Os Banshees de Inisherin
O agora VS o eterno. A vida VS a arte. Quem merece a vitória?
Por Luiz Joaquim | 31.01.2023 (terça-feira)
Contra o argumento de Pádraic (Colin Farrell) para o ex-amigo ColmSonnyLary (Brendan Gleeson), de que aquilo que eles vinham fazendo ao longo da vida não era ‘jogar conversa fora’ mas sim travar ‘uma boa conversa’, Pádraic escuta de Colm que o que ele deseja agora é empregar melhor seu tempo para criar algo nobre – arte, música – e deixá-lo para a eternidade.
O confronto dessas duas verdades incontornáveis tem sido pouco desdobrado em filmes. E menos ainda com a eloquência e competência dramática que vemos em Os Banshees de Inisherin (The Banshees of Inisherin, Irl./R.Unido/EUA 2022).
O filme foi escrito e dirigido por Martin McDonagh (de Três anúncios para um crime), ganhou dez indicações ao Oscar (veja abaixo) e entra em cartaz no Brasil nesta quinta-feira (2).
Vamos assumir como ‘verdades incontornáveis’ o fato de que a vida é mais valiosa que a arte e que a arte dura mais que vida.
Estamos em março de 1923, na minúscula ilha de Inisherin, a oeste da Irlanda. Enquanto uma Guerra Civil transcorre no Continente, os habitantes da rochosa ilha nem sequer se importam quem merece vencê-la, se o Estado Livre Irlandês ou Exército Republicano Irlandês (o IRA). Em Inisherin a vida parece seguir muito… lentamente… para… a… morte. E só.
Com esse sentimento, o mais velho Colm decide interromper sua amizade de uma vida com o simples e pragmático amigo mais jovem, Pádraic, para se dedicar exclusivamente à composição de uma música com o seu violino.
Sem familiares, sem filhos, Colm quer ser lembrando dali a 50 anos, ou dali a séculos, assim como Mozart ou Beethoven, pela arte. Quer, enfim, deixar para a humanidade algo de valioso em sua passagem por esse mundo.
Já Pádraic quer apenas tomar sua cerveja no pub ao final das tardes ao lado de seu melhor amigo Colm para falar da vida, cuidar de sua jumentinha Jenny, colocar as vacas para pastar e ajudar a irmã Siobhán (Kerry Condon) em casa.
Pádraic é autenticamente feliz com isso e seu mundo começa a ruir com o súbito desdém de Colm.

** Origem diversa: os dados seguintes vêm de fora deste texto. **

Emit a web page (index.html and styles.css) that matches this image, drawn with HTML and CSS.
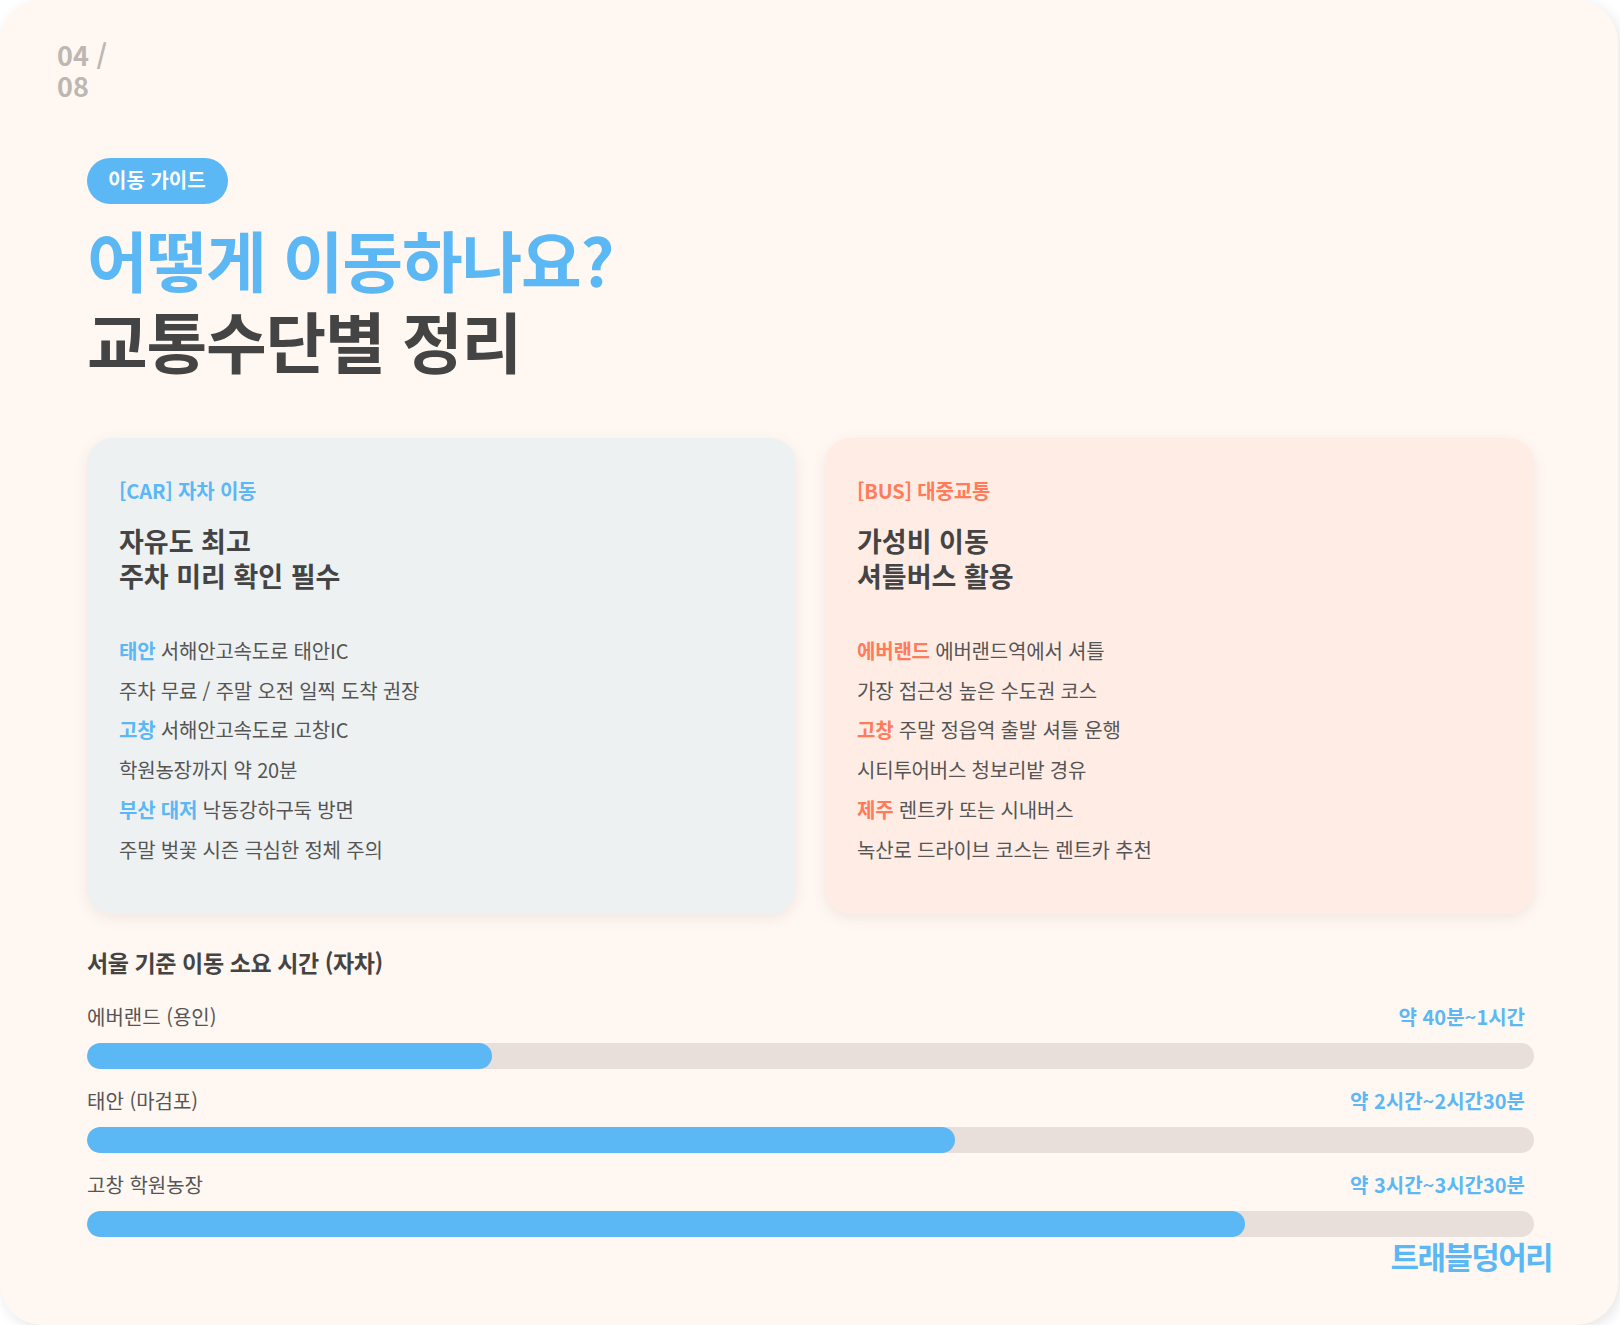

Tocado por um elenco de arrepiar em sua capacidade dramatúrgica, que inclui o jovem ator Barry Keoghan como o bobo da ilha, chamado Dominic, Os Banshees… é ainda emoldurado pelas desoladas paisagens de horizonte infinito diante do mar, reforçando ainda mais a sensação de isolamento do mundo.
Estes dois homens, Pádraic e Colm, desenhados no roteiro de McDonagh, resumem em intensa e verdadeiramente comovente representação tudo aquilo que pode interessar ou afligir qualquer homem (entenda ‘humanidade’) na Terra: o desejo de ser querido por um igual, e o desejo de ser eterno, custe o que custar.
O desejo pelo agora, comumente vinculado aos tolos, VERSUS o desejo pelo eterno, comumente vinculado aos intelectuais.
A beleza em Os Banshees… está em deixar em medidas iguais – talvez pendendo um pouco mais para o lado de Pádraic – que ambos têm sua razão em seus desejos, e um não precisa ser excludente do outro. Ou precisa?
O fato dessa conclusão poder ser encontrada individualmente e com leituras diferentes pelo espectador só deixa esse novo trabalho de McDonagh ainda mais valioso.
Porém, uma particular sequência, com a sua estrutura dramática, entre Pádraic e a jumentinha Jenny empresta um ar de divino à vida, à amizade, que a arte/música de Colm – homônima ao título do filme – parece não alcançar.
Nesse sentido, Os Banshees… parece assinalar que entre uma (a vida) e a outra (a arte) a escolha é pela vida, ainda que tal provocação parta de uma obra que se apresenta como arte (e é) e eterna (a ver).
Que bom tudo isso.
OSCAR – Além do quarteto principal de atores – Farell, Gleeson, Keoghan e Condon, que concorrem, respectivamente nas categorias de melhor ator, melhores atores coadjuvantes e melhor atriz do Oscar 2023, Os Banshees de Inisherin está na disputa por outras seis estatuetas: Filme, direção, edição, roteiro original, trilha sonora e música original.
A cerimônia de premiação ocorrerá dia 12 de março.